I found myself in agreement with the hon. Member. I may quote a short passage from my own speech. I said:—
"The Union Government is responsible to the Union Parliament. If that Parliament gives them that support and passes the Bill which indemnifies their action"—
which it has done by an overwhelming majority in both Houses—
"then it will be in the highest degree unwise and impolitic to attempt to reverse that decision here. If the democracy of South Africa is dissatisfied with this Government it should put pressure upon its representatives to reject that Bill and to turn out the Government. If they fail to do so they will have an opportunity of a General Election, which, like our own, cannot be delayed beyond the end of next, year; but with that early and sufficient opportunity you will not, if you are wise, attempt to interfere with the discretion of the Union Parliament."—[OFFICIAL REPORT, 12th February, 1914, col. 377.]

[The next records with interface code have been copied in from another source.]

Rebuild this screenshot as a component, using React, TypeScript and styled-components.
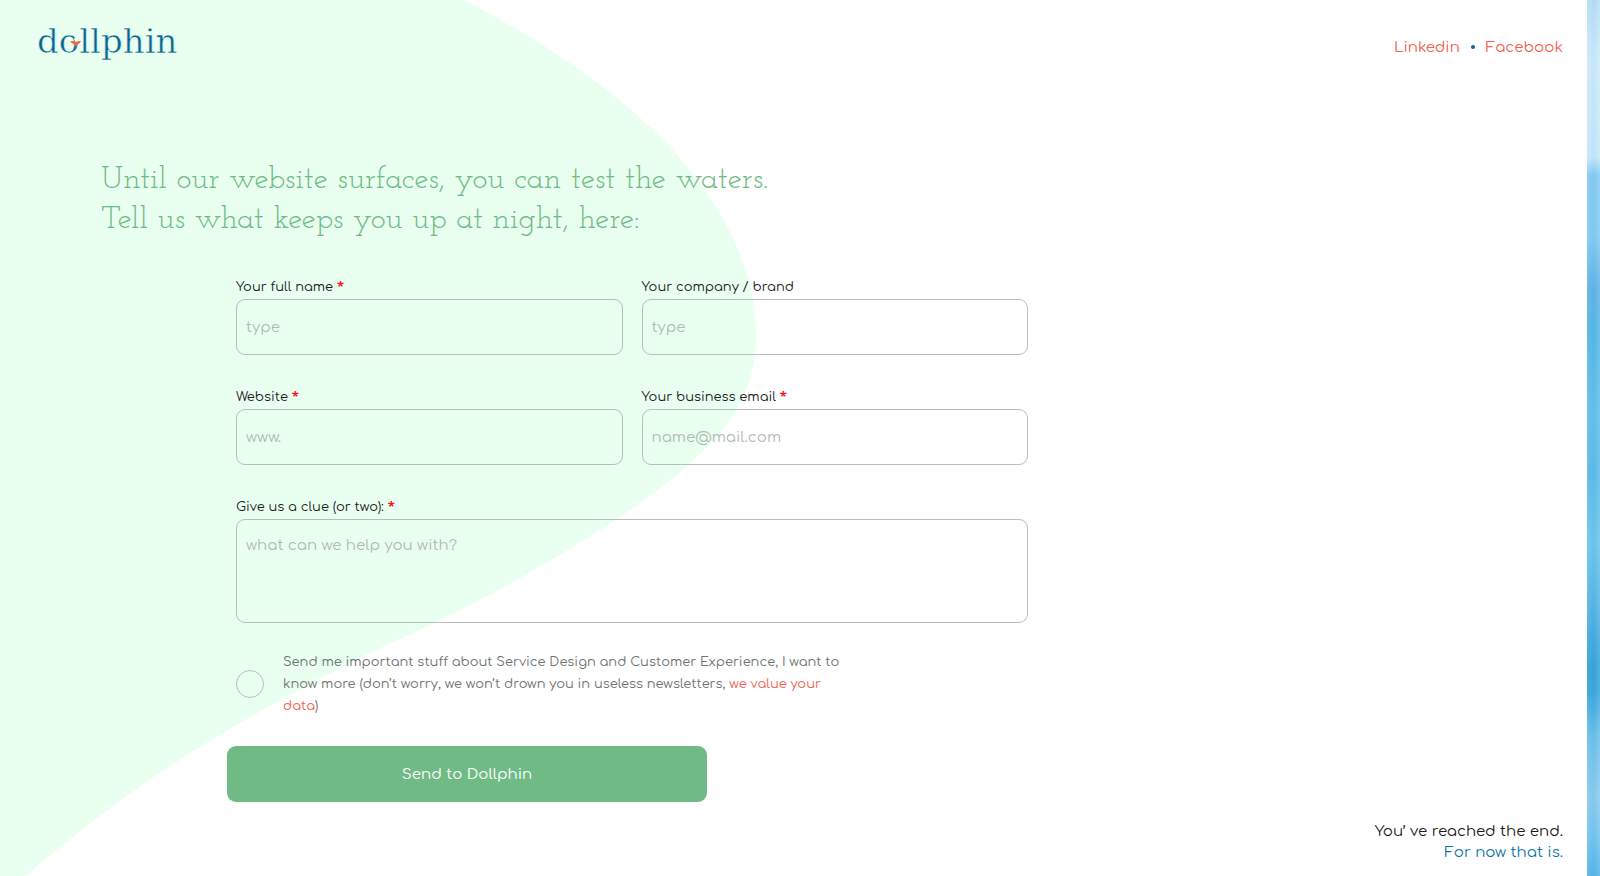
import React from "react";
import styled, { createGlobalStyle } from "styled-components";

const colors = {
  mint: "#e9fff0",
  green: "#70bb85",
  coral: "#ee6352",
  navy: "#0b6592",
  blue: "#0f76a8",
  ink: "#1c1c1c",
  muted: "#6f7472",
  border: "#b9bfbd",
  placeholder: "#b3bbb7",
};

const GlobalStyle = createGlobalStyle`
  *, *::before, *::after { box-sizing: border-box; }
  body {
    margin: 0;
    background: #fff;
    color: ${colors.ink};
    font-family: Comfortaa, Inter, "Open Sans", sans-serif;
    font-size: 15px;
  }
`;

const Page = styled.div`
  display: grid;
  grid-template-columns: minmax(0, 1fr) 13px;
  min-height: 100vh;
`;

const Content = styled.div`
  position: relative;
  isolation: isolate;
  display: flex;
  flex-direction: column;
`;

const Blob = styled.svg`
  position: absolute;
  z-index: -1;
  top: 0;
  left: 0;
  height: 100%;
  fill: ${colors.mint};
`;

const Water = styled.div`
  background:
    linear-gradient(90deg, rgba(255, 255, 255, 0.08), rgba(0, 110, 190, 0.03) 50%, rgba(255, 255, 255, 0.14)),
    linear-gradient(
      174deg,
      #b5def5 0%,
      #cdeaf8 7%,
      #c6e7f9 18%,
      #86cbf0 20%,
      #83caf1 27%,
      #5fb3e5 33%,
      #55b7e4 38%,
      #62c0e9 47%,
      #5bbbe6 54%,
      #6bc6ec 62%,
      #52b2e1 70%,
      #36a2d9 76%,
      #3ba6dc 79%,
      #6bbfe8 84%,
      #8acbed 91%,
      #6fc2ee 96%,
      #54b3e6 100%
    );
`;

const Header = styled.header`
  display: flex;
  justify-content: space-between;
  align-items: center;
  height: 94px;
  padding: 0 24px 0 38px;
`;

const HomeLink = styled.a`
  display: block;
  line-height: 0;
`;

const LogoArt = styled.svg`
  overflow: visible;
`;

const Wordmark = styled.text`
  font-family: "DejaVu Serif", serif;
  font-size: 34px;
  fill: ${colors.navy};
  stroke: ${colors.mint};
  stroke-width: 0.5;
`;

const Social = styled.nav`
  display: flex;
  align-items: center;
  gap: 11px;
`;

const Dot = styled.span`
  width: 4px;
  height: 4px;
  border-radius: 50%;
  background: ${colors.navy};
`;

const TextLink = styled.a`
  color: ${colors.coral};
  text-decoration: none;
`;

const Title = styled.h1`
  margin: 66px 24px 0 101px;
  color: ${colors.green};
  font-family: "Josefin Slab", "Liberation Serif", serif;
  font-size: 32px;
  font-weight: 400;
  line-height: 40px;
`;

const Form = styled.form`
  display: grid;
  grid-template-columns: repeat(2, minmax(0, 1fr));
  column-gap: 19px;
  row-gap: 32px;
  max-width: 792px;
  margin: 37px 24px 0 236px;
`;

const Field = styled.div<{ $wide?: boolean }>`
  display: flex;
  flex-direction: column;
  gap: 2px;
  grid-column: ${(p) => (p.$wide ? "1 / -1" : "auto")};
`;

const Label = styled.label`
  font-size: 13px;
  line-height: 20px;
`;

const Star = styled.span`
  color: #f01818;
  font-family: "Open Sans", sans-serif;
  font-weight: 700;
  line-height: 1;
`;

const Input = styled.input`
  width: 100%;
  height: 56px;
  padding: 0 9px;
  border: 1px solid ${colors.border};
  border-radius: 9px;
  background: transparent;
  color: ${colors.ink};
  font: inherit;
  &::placeholder { color: ${colors.placeholder}; opacity: 1; }
`;

const TextArea = styled(Input)`
  display: block;
  height: 104px;
  padding: 15px 9px;
  line-height: 22px;
  resize: none;
`;

const Consent = styled.div`
  display: flex;
  align-items: center;
  gap: 19px;
  grid-column: 1 / -1;
  max-width: 620px;
  margin-top: -4px;
`;

const Check = styled.input`
  appearance: none;
  flex: none;
  width: 28px;
  height: 28px;
  margin: 0;
  border: 1px solid ${colors.border};
  border-radius: 50%;
  &:checked { background: ${colors.green}; }
`;

const ConsentText = styled.label`
  color: ${colors.muted};
  font-size: 13px;
  line-height: 22px;
`;

const Submit = styled.button`
  grid-column: 1 / -1;
  width: 480px;
  max-width: 100%;
  height: 56px;
  margin: -3px 0 0 -9px;
  border: 0;
  border-radius: 9px;
  background: ${colors.green};
  color: #fff;
  font: inherit;
`;

const Footer = styled.footer`
  margin-top: auto;
  padding: 12px 24px 13px;
  line-height: 21px;
  text-align: right;
`;

const FooterLine = styled.p<{ $color?: string }>`
  margin: 0;
  color: ${(p) => p.$color ?? "inherit"};
`;

type FieldProps = {
  id: string;
  label: string;
  placeholder: string;
  required?: boolean;
  type?: string;
  multiline?: boolean;
};

function FormField({ id, label, placeholder, required, type = "text", multiline }: FieldProps) {
  return (
    <Field $wide={multiline}>
      <Label htmlFor={id}>
        {label} {required && <Star>*</Star>}
      </Label>
      {multiline ? (
        <TextArea as="textarea" id={id} placeholder={placeholder} required={required} />
      ) : (
        <Input id={id} type={type} placeholder={placeholder} required={required} />
      )}
    </Field>
  );
}

function Logo() {
  return (
    <HomeLink href="#" aria-label="dollphin">
      <LogoArt width="142" height="44" viewBox="0 0 142 44">
        <Wordmark x="-1" y="28">dollphin</Wordmark>
        {/* gap in the ring of the o, with the dolphin's tail in it */}
        <path d="M36 13 L41 13 L41 18 L37 18 Z" fill={colors.mint} />
        <path d="M32 16.500 Q35.500 15.500 38 17 Q40 15.500 43 16 Q42 18.500 39.500 19.500 L37.500 22 L36.500 19.500 Q34 18.500 32 16.500 Z" fill={colors.coral} />
      </LogoArt>
    </HomeLink>
  );
}

export default function App() {
  return (
    <Page>
      <GlobalStyle />
      <Content>
        <Blob viewBox="0 0 756 876" preserveAspectRatio="xMinYMin meet" aria-hidden="true">
          <path d="M0 0H464C560 50 626 100 673 150C730 215 756 275 756 335C756 400 722 440 658 490C590 540 520 580 437 622C360 656 290 693 220 735C150 775 80 830 25 876H0Z" />
        </Blob>
        <Header>
          <Logo />
          <Social>
            <TextLink href="#linkedin">Linkedin</TextLink>
            <Dot />
            <TextLink href="#facebook">Facebook</TextLink>
          </Social>
        </Header>
        <main>
          <Title>
            Until our website surfaces, you can test the waters.
            <br />
            Tell us what keeps you up at night, here:
          </Title>
          <Form onSubmit={(e) => e.preventDefault()}>
            <FormField id="name" label="Your full name" placeholder="type" required />
            <FormField id="company" label="Your company / brand" placeholder="type" />
            <FormField id="website" label="Website" placeholder="www." required />
            <FormField id="email" type="email" label="Your business email" placeholder="name@mail.com" required />
            <FormField id="clue" label="Give us a clue (or two):" placeholder="what can we help you with?" required multiline />
            <Consent>
              <Check id="consent" type="checkbox" />
              <ConsentText htmlFor="consent">
                Send me important stuff about Service Design and Customer Experience, I want to know more (don’t
                worry, we won’t drown you in useless newsletters, <TextLink href="#privacy">we value your data</TextLink>)
              </ConsentText>
            </Consent>
            <Submit type="submit">Send to Dollphin</Submit>
          </Form>
        </main>
        <Footer>
          <FooterLine>You’ ve reached the end.</FooterLine>
          <FooterLine $color={colors.blue}>For now that is.</FooterLine>
        </Footer>
      </Content>
      <Water />
    </Page>
  );
}
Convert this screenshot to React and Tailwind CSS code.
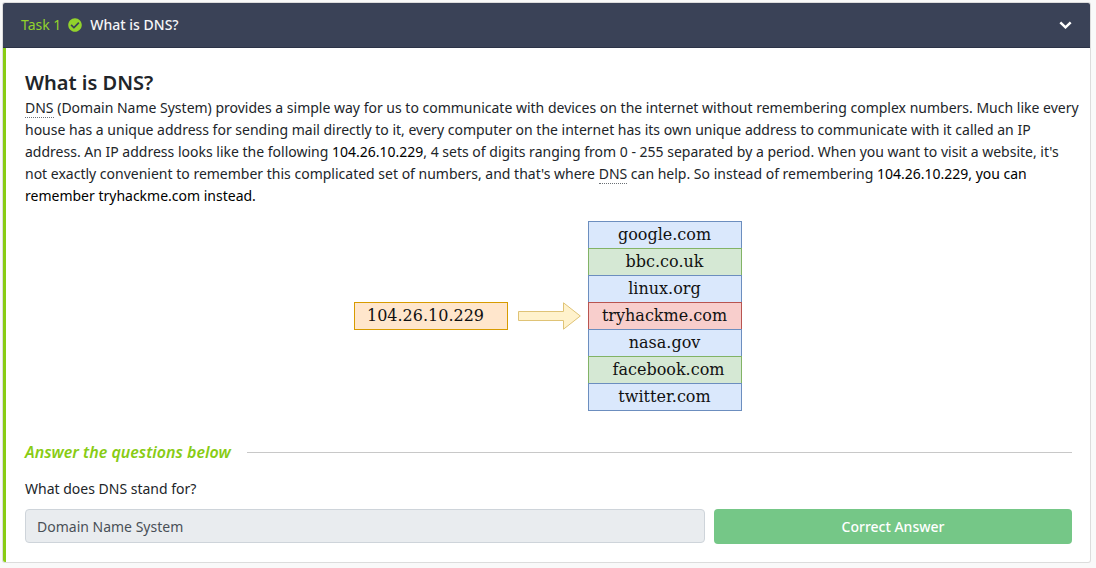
import { FaCheckCircle } from "react-icons/fa";

const BLUE = "border-[#6c8ebf] bg-[#dae8fc]";
const GREEN = "border-[#82b366] bg-[#d5e8d4]";

const sites = [
  { name: "google.com", tone: BLUE },
  { name: "bbc.co.uk", tone: GREEN },
  { name: "linux.org", tone: BLUE },
  { name: "tryhackme.com", tone: "border-[#b85450] bg-[#f8cecc]" },
  { name: "nasa.gov", tone: BLUE },
  { name: "facebook.com", tone: GREEN + " pl-2" },
  { name: "twitter.com", tone: BLUE },
];

function TaskHeader() {
  return (
    <header className="border-b border-[#2c3347] bg-[#3a4257]">
      <button type="button" className="flex h-11 w-full items-center pr-4 pl-[18px] text-left text-sm">
        <span className="text-[#92d22c]">Task 1</span>
        <FaCheckCircle className="mr-2 ml-[7px] size-3.5 text-[#92d22c]" aria-hidden="true" />
        <span className="font-medium text-[#f5f6f8]">What is DNS?</span>
        <svg className="mr-0.5 ml-auto h-2 w-[13px]" viewBox="0 0 13 8" fill="none" aria-hidden="true">
          <path d="M1.3 1.3 6.5 6.3 11.7 1.3" stroke="#fff" strokeWidth="2.5" />
        </svg>
      </button>
    </header>
  );
}

function Dns() {
  return (
    <abbr title="Domain Name System" className="border-b border-dotted border-[#6b7075] no-underline">
      DNS
    </abbr>
  );
}

function Diagram() {
  return (
    <div className="flex items-center justify-center pr-0.5 font-['DejaVu_Serif',serif] text-base text-[#111]">
      <div className="flex h-7 w-[154px] items-center justify-center border border-[#d79b00] bg-[#ffe6cc] pr-2.5">
        104.26.10.229
      </div>
      <svg className="mr-[7px] ml-2.5 h-7 w-[63px]" viewBox="0 0 63 28" aria-hidden="true">
        <path d="M.5 9.5H45.5V.8L62.3 14 45.5 27.2V18.5H.5Z" fill="#fff2cc" stroke="#dfc376" />
      </svg>
      <ul className="w-[154px] pt-px">
        {sites.map((s) => (
          <li key={s.name} className={"-mt-px flex h-7 items-center justify-center border " + s.tone}>
            {s.name}
          </li>
        ))}
      </ul>
    </div>
  );
}

export default function App() {
  return (
    <main className="min-h-screen bg-[#f9f9f9] pt-[3px] pr-1.5 pb-1 pl-[3px] font-['Noto_Sans',sans-serif] text-sm text-[#212529]">
      <section className="overflow-hidden rounded-xs bg-white shadow-[0_0_0_1px_#dcdcdc]">
        <TaskHeader />
        <div className="border-l-3 border-[#88cc14] pt-[21px] pr-[18px] pb-[18px] pl-[19px]">
          <h1 className="text-xl leading-7 font-semibold">What is DNS?</h1>
          <p className="-mr-2.5 leading-[22px]">
            <Dns /> (Domain Name System) provides a simple way for us to communicate with devices on the
            internet without remembering complex numbers. Much like every house has a unique address for
            sending mail directly to it, every computer on the internet has its own unique address to
            communicate with it called an IP address. An IP address looks like the following{" "}
            <span className="text-black">104.26.10.229</span>, 4 sets of digits ranging from 0 - 255
            separated by a period. When you want to visit a website, it's not exactly convenient to
            remember this complicated set of numbers, and that's where <Dns /> can help. So instead of
            remembering <span className="text-black">104.26.10.229, you can remember tryhackme.com instead.</span>
          </p>
          <div className="mt-3.5">
            <Diagram />
          </div>
          <div className="mt-[27px] flex items-center gap-4">
            <h2 className="text-base leading-7 font-semibold text-[#88cc14] italic">Answer the questions below</h2>
            <hr className="flex-1 border-[#c8c8c8]" />
          </div>
          <form className="mt-3" onSubmit={(e) => e.preventDefault()}>
            <label htmlFor="answer" className="block leading-[22px]">
              What does DNS stand for?
            </label>
            <div className="mt-[9px] grid grid-cols-[680fr_358fr] items-start gap-[9px]">
              <input
                id="answer"
                type="text"
                defaultValue="Domain Name System"
                disabled
                className="h-[34px] min-w-0 rounded-sm border border-[#ced4da] bg-[#e9ecef] px-[11px] text-[#495057]"
              />
              <button type="button" className="h-[35px] min-w-0 rounded-sm bg-[#75c787] font-medium text-white">
                Correct Answer
              </button>
            </div>
          </form>
        </div>
      </section>
    </main>
  );
}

I do not think that I can add to what was said on that occasion both by the hon. Member and myself. I feel that on the very day of the declaration of the polls, in reference to the provincial council, it would not be wise and would not be possible for this House to ask Lord Gladstone to take any action other than to follow the advice of his Ministers, who still have the overwhelming support of the Parliament to which they were returned.
I must say that the reply which the right hon. Gentleman has given to the hon. Member for Leicester (Mr. Ramsay Macdonald) is the reply that was expected. What surprises me is that the hon. Member for Leicester made the appeal he has made to the Government. The hon. Member for Leicester and his party would have this House believe that they represent in the best sense the true democratic principle. The hon. Member for Leicester and his friends were powerfully interested in granting a Union Government to South Africa, as the right hon. Gentleman has pointed out, a Union Government representing the whole of the democracy of South Africa. The hon. Member the Leader of a party in this House, in this Imperial House of Commons, comes and asks the Crown to do what never has been asked by a single province in the whole course of the career of this Empire. Such a thing is absolutely unknown among what we may call Imperial politicians. If any hon. Gentleman present can give me a single instance of such an interference or of such an appeal, I will at once withdraw the remarks I have made.
Can the hon. Gentleman give any precedent for deportation?
I am not arguing the question of deportation. What I am arguing is this: Is it the policy of a Leader of a party in this House, who may sometime, as he hopes, be in power, to appeal to the Government of this country to undo what the Government of South Africa has done—a Government to which we have given responsible, autonomous Government—in absolute defiance of all the principles which the hon. Member has ever maintained?
Can the Government in South Africa establish slavery?
Does the hon. Gentleman refer to the time when this Government was responsible for the Government of South Africa? There is no analogy between the two. The people of South Africa are responsible for the acts of their Government. If that Government does anything to displease them which is not in consonance with their views, they can turn them out. But for the hon. Member to suggest, because there was an election yesterday in the province of the Transvaal, which has a legislative council about the size of a little county council, that this Government shall take it into its consideration to authorise the Governor-General of South Africa to withhold his assent to the Indemnity Act, or any portion of it, is a thing which has not been heard of. Let me give him an example. In Canada the other day the province Saskatchewan gave a majority strongly in favour of reciprocity, and is it suggested that the people of Canada should consider for one moment that that should have any influence upon the general decision as to whether the whole Dominion should accept the policy of reciprocity? And so it is with this. Are the people of South Africa to take into consideration the decision of the Transvaal as to the Legislative Council and to condemn the Botha Government for its action, and to reverse the decision they came to the other day through their elected representatives to support the Government in passing the Indemnity Bill? The position which the hon. Gentleman has taken up is one which may be effective with his own party inside this House, but outside this House I am absolutely certain will be recognised as only a feeble attempt to demonstrate a position which is untenable, both by tradition and history and also by reason and logic.
Is it not the fact that Clause 4 has been taken out?
I have stated that the Amendment was made and it was telegraphed to the papers here. I have no other knowledge of it. My knowledge is exactly the same—that the Clause as to perpetual banishment has been taken out.
I apologise to the House for intervening at this late hour, but I feel that the urgency of the question I am going to raise—
It being Half-past Eleven of the Clock, Mr. SPEAKER adjourned the House without Question put, pursuant to the Standing Order.
Adjourned at Half after Eleven o'clock.